Lumet was more graceful in wielding his power than Chayefsky, whose mandate to be present during filming often left him out of place, underfoot, or otherwise in the way. Chayefsky’s primary concern, more than seeing to it that
Network
was filmed imaginatively, or competently, or quickly, or on budget, was ensuring that all its dialogue was performed exactly as he had written it in the script. When it was not, he could be counted on to point out to his actors exactly where and how they had gone astray, often using Chapin, the script supervisor, as his emissary to dispense the corrections.
And in order to best observe the actors’ work, Chayefsky felt it was necessary to situate himself as close as he could to their performances. As Schuler recalled, “Paddy had this keen sense to always be in the front of the key light”—that is, the principal light used to illuminate the object of a camera—“because that’s where the person was best lit.” Eventually, he said, “it became a joke. ‘Where’s Paddy? Oh, look for the key light.’” Chayefsky’s small but bearish presence did not show up in the frame or affect the composition of shots, but it could interfere with the flow of communication (and people) in front of and behind the camera. So, said Schuler, an alternate arrangement was worked out: “At one point, they put a light up, a little soft light, and they called it the Paddy light. That’s where his place would be.”
This configuration did not prevent Chayefsky from turning around and offering instantaneous feedback to the director, but Lumet said he welcomed the input. For example, in a scene preceding Howard Beale’s “Mad as hell” speech, in which the rain-soaked anchor arrives at the UBS studio and announces to a security guard, “I have to make my witness,” there was disagreement over how the guard was to deliver his one-line reply: “Sure thing, Mr. Beale.”

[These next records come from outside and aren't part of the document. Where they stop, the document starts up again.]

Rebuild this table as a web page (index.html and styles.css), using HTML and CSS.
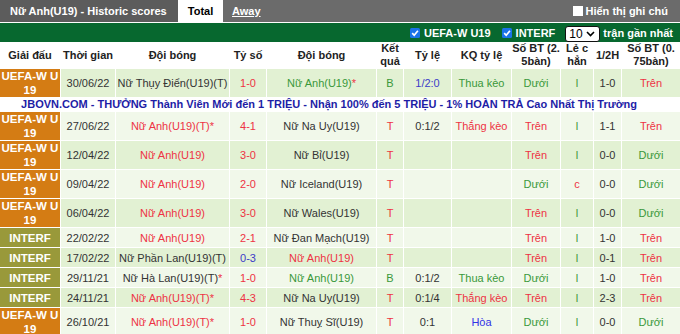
FILE: index.html
```html
<!DOCTYPE html>
<html lang="vi">
<head>
<meta charset="utf-8">
<title>Historic scores</title>
<link rel="stylesheet" href="styles.css">
</head>
<body>
<div class="topbar">
  <div class="title">Nữ Anh(U19) - Historic scores</div>
  <div class="tab tab-active">Total</div>
  <div class="tab tab-away">Away</div>
  <label class="note"><span class="box"></span>Hiển thị ghi chú</label>
</div>
<div class="filter">
  <span class="chk"><svg width="10" height="10" viewBox="0 0 10 10"><rect x="0" y="0" width="10" height="10" rx="1.5" fill="#1a73e8"/><path d="M2.2 5.2 L4.2 7.3 L7.9 2.8" stroke="#fff" stroke-width="1.7" fill="none"/></svg>UEFA-W U19</span>
  <span class="chk"><svg width="10" height="10" viewBox="0 0 10 10"><rect x="0" y="0" width="10" height="10" rx="1.5" fill="#1a73e8"/><path d="M2.2 5.2 L4.2 7.3 L7.9 2.8" stroke="#fff" stroke-width="1.7" fill="none"/></svg>INTERF</span>
  <span class="select">10<svg width="9" height="6" viewBox="0 0 9 6"><path d="M1 1 L4.5 4.5 L8 1" stroke="#000" stroke-width="1.6" fill="none"/></svg></span>
  <span class="recent">trận gần nhất</span>
</div>
<table class="hist">
  <colgroup>
    <col style="width:60px"><col style="width:55px"><col style="width:114px"><col style="width:37px">
    <col style="width:110px"><col style="width:27px"><col style="width:48px"><col style="width:60px">
    <col style="width:49px"><col style="width:33px"><col style="width:28px"><col style="width:59px">
  </colgroup>
  <thead>
    <tr>
      <th>Giải đấu</th><th>Thời gian</th><th>Đội bóng</th><th>Tỷ số</th><th>Đội bóng</th>
      <th>Kết<br>quả</th><th>Tỷ lệ</th><th>KQ tỷ lệ</th><th>Số BT (2.<br>5bàn)</th>
      <th>Lẻ c<br>hẳn</th><th>1/2H</th><th>Số BT (0.<br>75bàn)</th>
    </tr>
  </thead>
  <tbody>
    <tr class="rg">
      <td class="lg uefa">UEFA-W U<br>19</td><td>30/06/22</td><td>Nữ Thụy Điển(U19)(T)</td><td class="red">1-0</td>
      <td class="green">Nữ Anh(U19)<span class="red">*</span></td><td class="green">B</td><td class="blue">1/2:0</td><td class="green">Thua kèo</td>
      <td class="green">Dưới</td><td class="green">l</td><td>1-0</td><td class="red">Trên</td>
    </tr>
    <tr class="ad">
      <td colspan="12">JBOVN.COM - THƯỞNG Thành Viên Mới đến 1 TRIỆU - Nhận 100% đến 5 TRIỆU - 1% HOÀN TRẢ Cao Nhất Thị Trường</td>
    </tr>
    <tr class="rl">
      <td class="lg uefa">UEFA-W U<br>19</td><td>27/06/22</td><td class="red">Nữ Anh(U19)(T)*</td><td class="red">4-1</td>
      <td>Nữ Na Uy(U19)</td><td class="red">T</td><td>0:1/2</td><td class="red">Thắng kèo</td>
      <td class="red">Trên</td><td class="green">l</td><td>1-1</td><td class="red">Trên</td>
    </tr>
    <tr class="rg">
      <td class="lg uefa">UEFA-W U<br>19</td><td>12/04/22</td><td class="red">Nữ Anh(U19)</td><td class="red">3-0</td>
      <td>Nữ Bỉ(U19)</td><td class="red">T</td><td></td><td></td>
      <td class="red">Trên</td><td class="green">l</td><td>0-0</td><td class="green">Dưới</td>
    </tr>
    <tr class="rl">
      <td class="lg uefa">UEFA-W U<br>19</td><td>09/04/22</td><td class="red">Nữ Anh(U19)</td><td class="red">2-0</td>
      <td>Nữ Iceland(U19)</td><td class="red">T</td><td></td><td></td>
      <td class="green">Dưới</td><td class="red">c</td><td>0-0</td><td class="green">Dưới</td>
    </tr>
    <tr class="rg">
      <td class="lg uefa">UEFA-W U<br>19</td><td>06/04/22</td><td class="red">Nữ Anh(U19)</td><td class="red">3-0</td>
      <td>Nữ Wales(U19)</td><td class="red">T</td><td></td><td></td>
      <td class="red">Trên</td><td class="green">l</td><td>0-0</td><td class="green">Dưới</td>
    </tr>
    <tr class="rl">
      <td class="lg interf">INTERF</td><td>22/02/22</td><td class="red">Nữ Anh(U19)</td><td class="red">2-1</td>
      <td>Nữ Đan Mạch(U19)</td><td class="red">T</td><td></td><td></td>
      <td class="red">Trên</td><td class="green">l</td><td>1-0</td><td class="red">Trên</td>
    </tr>
    <tr class="rg">
      <td class="lg interf">INTERF</td><td>17/02/22</td><td>Nữ Phần Lan(U19)(T)</td><td class="blue">0-3</td>
      <td class="red">Nữ Anh(U19)</td><td class="red">T</td><td></td><td></td>
      <td class="red">Trên</td><td class="green">l</td><td>0-1</td><td class="red">Trên</td>
    </tr>
    <tr class="rl">
      <td class="lg interf">INTERF</td><td>29/11/21</td><td>Nữ Hà Lan(U19)(T)<span class="red">*</span></td><td class="red">1-0</td>
      <td class="green">Nữ Anh(U19)</td><td class="green">B</td><td>0:1/2</td><td class="green">Thua kèo</td>
      <td class="green">Dưới</td><td class="green">l</td><td>1-0</td><td class="red">Trên</td>
    </tr>
    <tr class="rg">
      <td class="lg interf">INTERF</td><td>24/11/21</td><td class="red">Nữ Anh(U19)(T)*</td><td class="red">4-3</td>
      <td>Nữ Na Uy(U19)</td><td class="red">T</td><td>0:1/4</td><td class="red">Thắng kèo</td>
      <td class="red">Trên</td><td class="green">l</td><td>2-3</td><td class="red">Trên</td>
    </tr>
    <tr class="rl">
      <td class="lg uefa">UEFA-W U<br>19</td><td>26/10/21</td><td class="red">Nữ Anh(U19)(T)*</td><td class="red">1-0</td>
      <td>Nữ Thuỵ Sĩ(U19)</td><td class="red">T</td><td>0:1</td><td class="blue2">Hòa</td>
      <td class="green">Dưới</td><td class="green">l</td><td>0-0</td><td class="green">Dưới</td>
    </tr>
  </tbody>
</table>
</body>
</html>
```

FILE: styles.css
```css
* { box-sizing: border-box; }
body {
  margin: 0;
  width: 680px;
  font-family: "Liberation Sans", Arial, sans-serif;
  font-size: 11px;
  color: #333;
  background: #fff;
}
.topbar {
  display: flex;
  height: 22px;
  background: #6b6b6b;
  color: #fff;
  font-weight: bold;
  font-size: 11px;
  line-height: 22px;
}
.title {
  background: #5c5c5c;
  padding: 0 9px 0 10px;
  width: 178px;
}
.tab-active {
  background: #fff;
  color: #000;
  width: 45px;
  text-align: center;
}
.tab-away {
  padding-left: 9px;
  text-decoration: underline;
}
.note {
  margin-left: auto;
  display: flex;
  align-items: center;
  padding-right: 12px;
}
.note .box {
  width: 10px;
  height: 10px;
  background: #fff;
  margin-right: 3px;
}
.filter {
  margin-top: 1px;
  height: 19px;
  background: #07682f;
  color: #fff;
  font-weight: bold;
  display: flex;
  justify-content: flex-end;
  align-items: center;
  padding-right: 7px;
}
.chk {
  display: flex;
  align-items: center;
  gap: 4px;
  margin-right: 11px;
}
.chk + .chk { margin-right: 10px; }
.select {
  display: flex;
  align-items: center;
  justify-content: space-between;
  width: 35px;
  height: 16px;
  margin-top: 3px;
  padding: 0 4px 0 3px;
  background: #fff;
  color: #000;
  font-weight: normal;
  font-size: 12px;
  border: 1px solid #111;
  border-radius: 3px;
  margin-right: 3px;
}
.hist {
  width: 680px;
  border-collapse: separate;
  border-spacing: 0;
  table-layout: fixed;
}
.hist th, .hist td {
  border-left: 1px solid #fff;
  border-top: 1px solid #fff;
  padding: 0;
  text-align: center;
  vertical-align: middle;
  line-height: 14px;
  white-space: nowrap;
  overflow: hidden;
}
.hist tr > :first-child { border-left: 0; }
.hist th {
  height: 26px;
  line-height: 13px;
  font-weight: bold;
  color: #222;
  border-top: 0;
  background: #fff;
}
.hist td { height: 20px; }
.rg td { background: #e2f1d3; }
.rl td { background: #f1f8ea; }
.hist td.lg {
  color: #fff;
  font-weight: bold;
  font-size: 11.5px;
}
.hist td.uefa { background: #d47c14; }
.hist td.interf { background: #99993a; }
.hist .ad td {
  height: 14px;
  line-height: 13px;
  padding-right: 22px;
  background: #fff;
  color: #1d1da6;
  font-weight: bold;
}
.red { color: #ee3344; }
.green { color: #3a983a; }
.blue { color: #3c3cc8; }
.blue2 { color: #3333e6; }
```
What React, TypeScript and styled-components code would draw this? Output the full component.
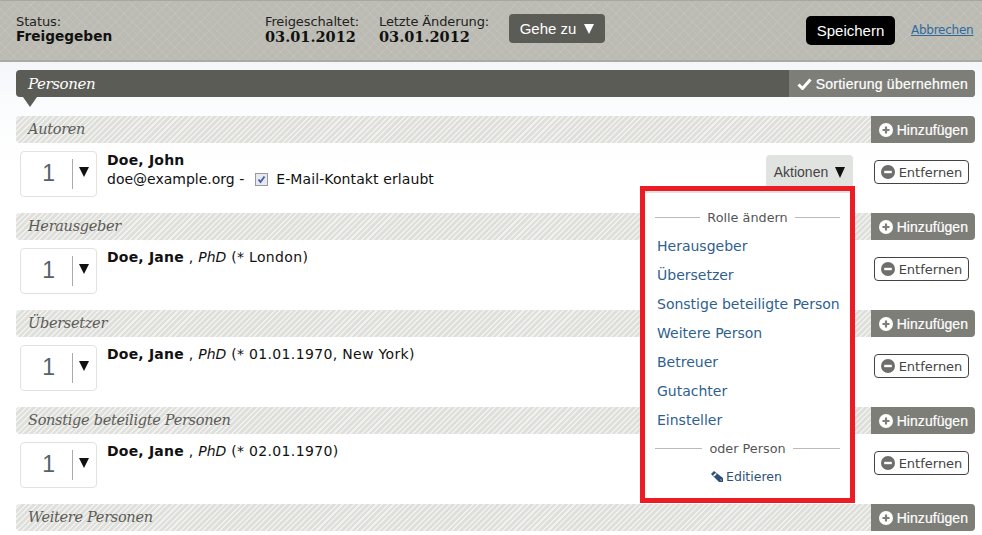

“In my heavy-handed way,” Lumet said, “I told the guard to take in Peter Finch’s disheveled state, then humor him as he said the line. Paddy was at my ear in a second. ‘This is TV,’ he whispered. ‘He shouldn’t even notice him.’ He was right, of course. The line got the laugh it deserved. It wouldn’t have been funny delivered my way.”
Finch was the focal point for nearly all two weeks of the Canadian shoot, and he was happy for the challenge and for the attention. Before Howard Beale came into his life, he had been thinking of his migration to Jamaica as decidedly one-way. “In his mind, he wanted to retire,” his daughter Diana Finch-Braley would later recall. “He was like, ‘I found what I wanted, I had a baby, I’m raising a family so I think I’m going to settle down.’”
As had become his tradition when he traveled for his movies, Finch brought his wife, Eletha, and their young children, Christopher and Diana, with him on the road, and Eletha (with six-year-old Diana, whom he had nicknamed DiDinckles, in tow) became a familiar sight on the
Network
set. To some, Eletha’s presence called attention to the differences between her and her husband, while her absence brought out his weariness. “The physical transformation of Peter on the set was remarkable,” said production assistant Susan Landau. “He
was
Howard Beale. But slumped on a chair in the hotel lobby waiting for Eletha who was always late, he looked … well … he looked a lot older.”
Others saw the role reinvigorating Finch, and offering him cause to wonder if there might be one more act left in a career he had been ready to accept as finished. He immersed himself in Beale’s words and found himself connecting with the character’s prophetic sense of conviction. “He was what you’d call a Method actor, without ever studying the Method,” Diana Finch-Braley said. “He was the kind of person who would get so into character that he didn’t know if it was real or not real.” He was spiritual but not religiously observant, with a worldview shaped by Christianity, Buddhism, Theosophy, and the kaleidoscope of belief systems he’d encountered on his journeys.
But Finch believed that Howard Beale was doing something to his soul. One morning in their hotel room, he excitedly described to Eletha how, like his character, he, too, had been visited by a nebulous sacred presence. “I feel like I’ve had some kind of experience, I can’t explain it,” he told his wife. “Like Daniel and the burning bush.”
Eletha, who had grown up in the church and studied her Bible more carefully, laughed and corrected her husband’s errors: it was
Moses
and the burning bush,
Daniel
in the lion’s den.
The Toronto portion of the
Network
shoot would demand much of Finch’s body as well as his psyche. On the first day of filming, he was responsible for performing two of the character’s most challenging orations, including four videotaped takes of the “Mad as hell” speech, only three of which he was able to complete in their two-and-a-half-minute entirety. (According to the official shooting log, Take 3 was halted at the one-minute mark for an unspecified reason.) January 20, the second day of shooting, called for Finch to deliver Beale’s “Bullshit” speech—his on-air proclamation, during what is supposed to be his valedictory news broadcast, that he “just ran out of bullshit.” January 21 saw the filming of Beale’s introductory outburst, in which he tells his audience that he has been fired and plans to kill himself on next week’s show. On January 22, it was back to “Mad as hell”—not the videotaped feed that would show up fleetingly on TV screens in the living rooms and offices of other characters, but the filmed version that was his to carry alone.